Source data:
+++
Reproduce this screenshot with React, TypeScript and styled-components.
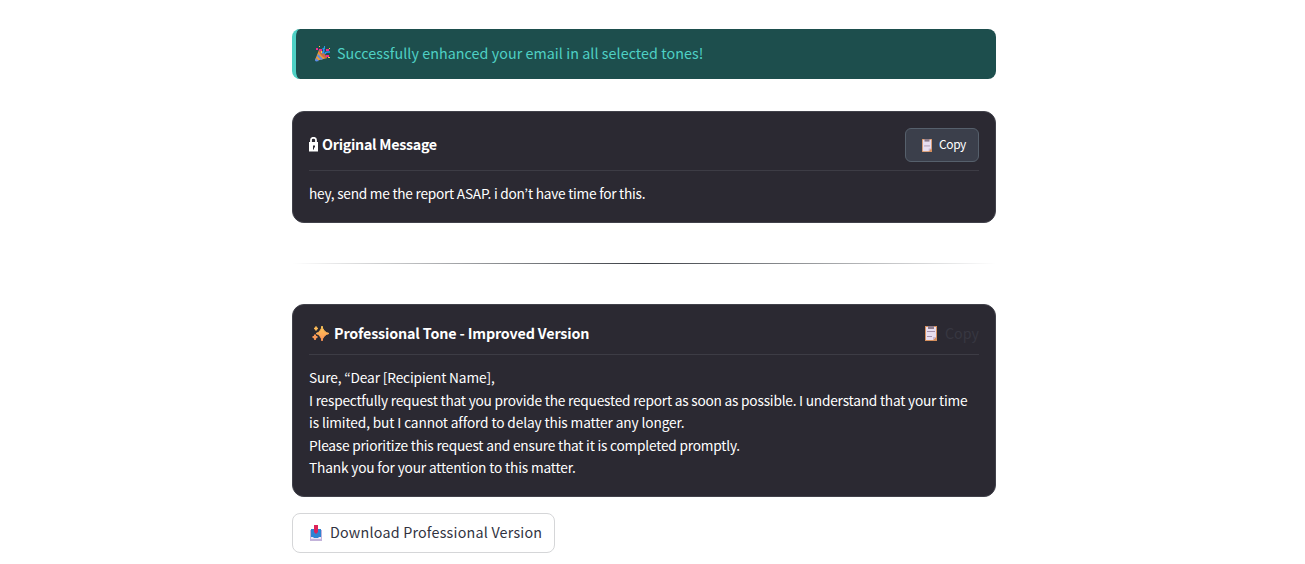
import React from 'react';
import styled, { createGlobalStyle } from 'styled-components';

const GlobalStyle = createGlobalStyle`
  * { box-sizing: border-box; }
  body { margin: 0; background: #fff; font-family: "Noto Sans CJK KR", "Noto Sans", sans-serif; }
`;

const Page = styled.main`
  width: 704px;
  height: 564px;
  margin-left: 292px;
  padding-top: 29px;
  overflow: hidden;
`;

const Text = styled.span<{ $size?: number; $track?: number; $weight?: number; $lift?: number }>`
  padding-bottom: ${p => p.$lift ?? 0}px;
  font-size: ${p => p.$size ?? 14.3}px;
  font-weight: ${p => p.$weight ?? 400};
  letter-spacing: ${p => p.$track ?? 0}px;
  white-space: nowrap;
`;

const Alert = styled.div`
  display: flex;
  align-items: center;
  height: 50px;
  padding-left: 19px;
  border-left: 4px solid #4fd1c5;
  border-radius: 8px;
  background: #1d4e4d;
  color: #4fd1c5;
  svg { margin-right: 6px; }
`;

const Card = styled.section<{ $top: number; $height: number }>`
  height: ${p => p.$height}px;
  margin-top: ${p => p.$top}px;
  padding: 16px;
  border: 1px solid #41414a;
  border-radius: 12px;
  background: #2b2932;
  color: #fff;
`;

const CardHeader = styled.header<{ $height: number }>`
  display: flex;
  align-items: flex-start;
  justify-content: space-between;
  height: ${p => p.$height}px;
  border-bottom: 1px solid #3d3c45;
`;

const Title = styled.h2<{ $height: number; $gap: number; $inset?: number }>`
  display: flex;
  align-items: center;
  gap: ${p => p.$gap}px;
  height: ${p => p.$height}px;
  margin: 0;
  padding-left: ${p => p.$inset ?? 0}px;
`;

const CopyButton = styled.button`
  display: flex;
  align-items: center;
  gap: 7px;
  width: 74px;
  height: 34px;
  padding: 0 0 0 16px;
  border: 1px solid #56606c;
  border-radius: 6px;
  background: #3b3f4b;
  color: #fff;
  font-family: inherit;
`;

const GhostCopy = styled.div`
  display: flex;
  align-items: center;
  gap: 8px;
  height: 25px;
  color: #373741;
`;

const Body = styled.div`
  display: flex;
  flex-direction: column;
  padding-top: 11px;
`;

const Line = styled(Text)`
  height: 22.5px;
  font-size: 13.7px;
  line-height: 22.5px;
`;

const Divider = styled.hr`
  height: 1px;
  margin: 40px 0;
  border: 0;
  background: linear-gradient(90deg, transparent, #3b3f45, transparent);
`;

const Download = styled.button`
  display: flex;
  align-items: center;
  gap: 8px;
  width: 263px;
  height: 40px;
  margin-top: 16px;
  padding: 0 0 0 17px;
  border: 1px solid #d5d6d8;
  border-radius: 8px;
  background: #fff;
  color: #31333f;
  font-family: inherit;
`;

const Party = () => (
  <svg width="16" height="16" viewBox="0 0 16 16">
    <path d="M4 4 12 12 1 15 0 14Z" fill="#ed9a35" />
    <path d="m3 8 5 5-2 1-4-4ZM1 12l3 3-3 .5-1-1Z" fill="#588be9" />
    <path d="M4 4q2-1 5 3t3 5q-3 1-6-3T4 4Z" fill="#c66a4b" />
    <path d="M7 7q3-1 1-5M10 8q0-2 3-2h2" fill="none" stroke="#2992ef" strokeWidth="1.7" />
    <path d="M1 2h2v2H1ZM4 3h3v2H4ZM11 3h3v2h-3ZM11 9h3v2h-3Z" fill="#f22c91" />
    <path d="M4 0h1v1H4ZM14 2h1v1h-1ZM13 11h2v1h-2ZM6 5h1v2H6Z" fill="#ffc544" />
    <path d="M9 0h1v3H9Z" fill="#2c9cdc" />
  </svg>
);

const Lock = () => (
  <svg width="9" height="16" viewBox="0 0 9 16">
    <path d="M2 6V3Q2 .800 4.500 .800T7 3V6" fill="none" stroke="#fff" strokeWidth="1.8" />
    <path d="M0 5h9V14.500H0Z" fill="#fff" />
    <path d="M4 8.500h2v2H5v2H4Z" fill="#2b2932" />
  </svg>
);

const Sparkles = () => (
  <svg width="17" height="16" viewBox="0 0 17 16">
    <defs>
      <linearGradient id="spark" x1="0" y1="0" x2="0" y2="1">
        <stop stopColor="#ffca58" /><stop offset="1" stopColor="#ff9255" />
      </linearGradient>
    </defs>
    <path d="M10 0q1 6 7 7.5-6 1.5-7 7.500-1-6-6-7.500 5-1.500 6-7.500Z" fill="url(#spark)" stroke="url(#spark)" strokeWidth="1" />
    <path d="M4 .5q.4 1.600 2 2-1.600.4-2 2-.4-1.600-2-2 1.600-.4 2-2Z" fill="#ffbd58" stroke="#ffbd58" strokeWidth="1" />
    <path d="M3 8.500q.5 2 2.500 2.500-2 .5-2.500 3-.5-2.500-2.500-3 2-.5 2.500-2.500Z" fill="#ff9b58" stroke="#ff9b58" strokeWidth="1" />
  </svg>
);

const Clipboard = ({ small = false }: { small?: boolean }) => (
  <svg width={small ? 10 : 12} height={small ? 13 : 15} viewBox="0 0 12 15" preserveAspectRatio="none">
    <path d="M0 0h12v15H0Z" fill="#d6905e" />
    <path d="M1 1h10v10l-3 3H1Z" fill="#e8def0" />
    <path d="M3 0h6v3H3Z" fill="#8c7b8b" />
    <path d={small ? 'M2.500 8h7' : 'M2 5.500h8M2 10.500h5'} stroke="#a590ab" />
    <path d="M8 14v-3h3Z" fill="#cbb7d1" />
  </svg>
);

const Inbox = () => (
  <svg width="12" height="16" viewBox="0 0 12 16" preserveAspectRatio="none">
    <path d="M0 5h12v11H0Z" fill="#c3b3da" />
    <path d="M1 4h10v9H1Z" fill="#2f83d2" />
    <path d="M1 12h2l1 1h4l1-1h2v2H1Z" fill="#eee4f4" />
    <path d="M4 0h4v7L6 9 4 7Z" fill="#dc2359" />
  </svg>
);

const message = [
  { text: 'Sure, “Dear [Recipient Name],', track: -0.14 },
  { text: 'I respectfully request that you provide the requested report as soon as possible. I understand that your time', track: -0.215 },
  { text: 'is limited, but I cannot afford to delay this matter any longer.', track: -0.12 },
  { text: 'Please prioritize this request and ensure that it is completed promptly.', track: -0.21 },
  { text: 'Thank you for your attention to this matter.', track: -0.16 },
];

export default function App() {
  return (
    <>
      <GlobalStyle />
      <Page>
        <Alert><Party /><Text $track={0.055} $lift={3}>Successfully enhanced your email in all selected tones!</Text></Alert>
        <Card $top={32} $height={112}>
          <CardHeader $height={43}>
            <Title $height={34} $gap={4}><Lock /><Text $weight={700} $track={-0.29} $lift={4}>Original Message</Text></Title>
            <CopyButton><Clipboard small /><Text $size={12} $track={-0.4} $lift={4}>Copy</Text></CopyButton>
          </CardHeader>
          <Body><Line $track={-0.25}>hey, send me the report ASAP. i don’t have time for this.</Line></Body>
        </Card>
        <Divider />
        <Card $top={0} $height={193}>
          <CardHeader $height={34}>
            <Title $height={25} $gap={5} $inset={3}><Sparkles /><Text $weight={700} $track={-0.15} $lift={2}>Professional Tone - Improved Version</Text></Title>
            <GhostCopy><Clipboard /><Text $lift={2}>Copy</Text></GhostCopy>
          </CardHeader>
          <Body>{message.map(l => <Line key={l.text} $track={l.track}>{l.text}</Line>)}</Body>
        </Card>
        <Download><Inbox /><Text $track={0.21} $lift={3}>Download Professional Version</Text></Download>
      </Page>
    </>
  );
}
+++
Work to do: What is needed is an exact reproduction of the data, pictures excluded.

Response:
Reproduce this screenshot with React, TypeScript and styled-components.
import React from 'react';
import styled, { createGlobalStyle } from 'styled-components';

const GlobalStyle = createGlobalStyle`
  * { box-sizing: border-box; }
  body { margin: 0; background: #fff; font-family: "Noto Sans CJK KR", "Noto Sans", sans-serif; }
`;

const Page = styled.main`
  width: 704px;
  height: 564px;
  margin-left: 292px;
  padding-top: 29px;
  overflow: hidden;
`;

const Text = styled.span<{ $size?: number; $track?: number; $weight?: number; $lift?: number }>`
  padding-bottom: ${p => p.$lift ?? 0}px;
  font-size: ${p => p.$size ?? 14.3}px;
  font-weight: ${p => p.$weight ?? 400};
  letter-spacing: ${p => p.$track ?? 0}px;
  white-space: nowrap;
`;

const Alert = styled.div`
  display: flex;
  align-items: center;
  height: 50px;
  padding-left: 19px;
  border-left: 4px solid #4fd1c5;
  border-radius: 8px;
  background: #1d4e4d;
  color: #4fd1c5;
  svg { margin-right: 6px; }
`;

const Card = styled.section<{ $top: number; $height: number }>`
  height: ${p => p.$height}px;
  margin-top: ${p => p.$top}px;
  padding: 16px;
  border: 1px solid #41414a;
  border-radius: 12px;
  background: #2b2932;
  color: #fff;
`;

const CardHeader = styled.header<{ $height: number }>`
  display: flex;
  align-items: flex-start;
  justify-content: space-between;
  height: ${p => p.$height}px;
  border-bottom: 1px solid #3d3c45;
`;

const Title = styled.h2<{ $height: number; $gap: number; $inset?: number }>`
  display: flex;
  align-items: center;
  gap: ${p => p.$gap}px;
  height: ${p => p.$height}px;
  margin: 0;
  padding-left: ${p => p.$inset ?? 0}px;
`;

const CopyButton = styled.button`
  display: flex;
  align-items: center;
  gap: 7px;
  width: 74px;
  height: 34px;
  padding: 0 0 0 16px;
  border: 1px solid #56606c;
  border-radius: 6px;
  background: #3b3f4b;
  color: #fff;
  font-family: inherit;
`;

const GhostCopy = styled.div`
  display: flex;
  align-items: center;
  gap: 8px;
  height: 25px;
  color: #373741;
`;

const Body = styled.div`
  display: flex;
  flex-direction: column;
  padding-top: 11px;
`;

const Line = styled(Text)`
  height: 22.5px;
  font-size: 13.7px;
  line-height: 22.5px;
`;

const Divider = styled.hr`
  height: 1px;
  margin: 40px 0;
  border: 0;
  background: linear-gradient(90deg, transparent, #3b3f45, transparent);
`;

const Download = styled.button`
  display: flex;
  align-items: center;
  gap: 8px;
  width: 263px;
  height: 40px;
  margin-top: 16px;
  padding: 0 0 0 17px;
  border: 1px solid #d5d6d8;
  border-radius: 8px;
  background: #fff;
  color: #31333f;
  font-family: inherit;
`;

const Party = () => (
  <svg width="16" height="16" viewBox="0 0 16 16">
    <path d="M4 4 12 12 1 15 0 14Z" fill="#ed9a35" />
    <path d="m3 8 5 5-2 1-4-4ZM1 12l3 3-3 .5-1-1Z" fill="#588be9" />
    <path d="M4 4q2-1 5 3t3 5q-3 1-6-3T4 4Z" fill="#c66a4b" />
    <path d="M7 7q3-1 1-5M10 8q0-2 3-2h2" fill="none" stroke="#2992ef" strokeWidth="1.7" />
    <path d="M1 2h2v2H1ZM4 3h3v2H4ZM11 3h3v2h-3ZM11 9h3v2h-3Z" fill="#f22c91" />
    <path d="M4 0h1v1H4ZM14 2h1v1h-1ZM13 11h2v1h-2ZM6 5h1v2H6Z" fill="#ffc544" />
    <path d="M9 0h1v3H9Z" fill="#2c9cdc" />
  </svg>
);

const Lock = () => (
  <svg width="9" height="16" viewBox="0 0 9 16">
    <path d="M2 6V3Q2 .800 4.500 .800T7 3V6" fill="none" stroke="#fff" strokeWidth="1.8" />
    <path d="M0 5h9V14.500H0Z" fill="#fff" />
    <path d="M4 8.500h2v2H5v2H4Z" fill="#2b2932" />
  </svg>
);

const Sparkles = () => (
  <svg width="17" height="16" viewBox="0 0 17 16">
    <defs>
      <linearGradient id="spark" x1="0" y1="0" x2="0" y2="1">
        <stop stopColor="#ffca58" /><stop offset="1" stopColor="#ff9255" />
      </linearGradient>
    </defs>
    <path d="M10 0q1 6 7 7.5-6 1.5-7 7.500-1-6-6-7.500 5-1.500 6-7.500Z" fill="url(#spark)" stroke="url(#spark)" strokeWidth="1" />
    <path d="M4 .5q.4 1.600 2 2-1.600.4-2 2-.4-1.600-2-2 1.600-.4 2-2Z" fill="#ffbd58" stroke="#ffbd58" strokeWidth="1" />
    <path d="M3 8.500q.5 2 2.500 2.500-2 .5-2.500 3-.5-2.500-2.500-3 2-.5 2.500-2.500Z" fill="#ff9b58" stroke="#ff9b58" strokeWidth="1" />
  </svg>
);

const Clipboard = ({ small = false }: { small?: boolean }) => (
  <svg width={small ? 10 : 12} height={small ? 13 : 15} viewBox="0 0 12 15" preserveAspectRatio="none">
    <path d="M0 0h12v15H0Z" fill="#d6905e" />
    <path d="M1 1h10v10l-3 3H1Z" fill="#e8def0" />
    <path d="M3 0h6v3H3Z" fill="#8c7b8b" />
    <path d={small ? 'M2.500 8h7' : 'M2 5.500h8M2 10.500h5'} stroke="#a590ab" />
    <path d="M8 14v-3h3Z" fill="#cbb7d1" />
  </svg>
);

const Inbox = () => (
  <svg width="12" height="16" viewBox="0 0 12 16" preserveAspectRatio="none">
    <path d="M0 5h12v11H0Z" fill="#c3b3da" />
    <path d="M1 4h10v9H1Z" fill="#2f83d2" />
    <path d="M1 12h2l1 1h4l1-1h2v2H1Z" fill="#eee4f4" />
    <path d="M4 0h4v7L6 9 4 7Z" fill="#dc2359" />
  </svg>
);

const message = [
  { text: 'Sure, “Dear [Recipient Name],', track: -0.14 },
  { text: 'I respectfully request that you provide the requested report as soon as possible. I understand that your time', track: -0.215 },
  { text: 'is limited, but I cannot afford to delay this matter any longer.', track: -0.12 },
  { text: 'Please prioritize this request and ensure that it is completed promptly.', track: -0.21 },
  { text: 'Thank you for your attention to this matter.', track: -0.16 },
];

export default function App() {
  return (
    <>
      <GlobalStyle />
      <Page>
        <Alert><Party /><Text $track={0.055} $lift={3}>Successfully enhanced your email in all selected tones!</Text></Alert>
        <Card $top={32} $height={112}>
          <CardHeader $height={43}>
            <Title $height={34} $gap={4}><Lock /><Text $weight={700} $track={-0.29} $lift={4}>Original Message</Text></Title>
            <CopyButton><Clipboard small /><Text $size={12} $track={-0.4} $lift={4}>Copy</Text></CopyButton>
          </CardHeader>
          <Body><Line $track={-0.25}>hey, send me the report ASAP. i don’t have time for this.</Line></Body>
        </Card>
        <Divider />
        <Card $top={0} $height={193}>
          <CardHeader $height={34}>
            <Title $height={25} $gap={5} $inset={3}><Sparkles /><Text $weight={700} $track={-0.15} $lift={2}>Professional Tone - Improved Version</Text></Title>
            <GhostCopy><Clipboard /><Text $lift={2}>Copy</Text></GhostCopy>
          </CardHeader>
          <Body>{message.map(l => <Line key={l.text} $track={l.track}>{l.text}</Line>)}</Body>
        </Card>
        <Download><Inbox /><Text $track={0.21} $lift={3}>Download Professional Version</Text></Download>
      </Page>
    </>
  );
}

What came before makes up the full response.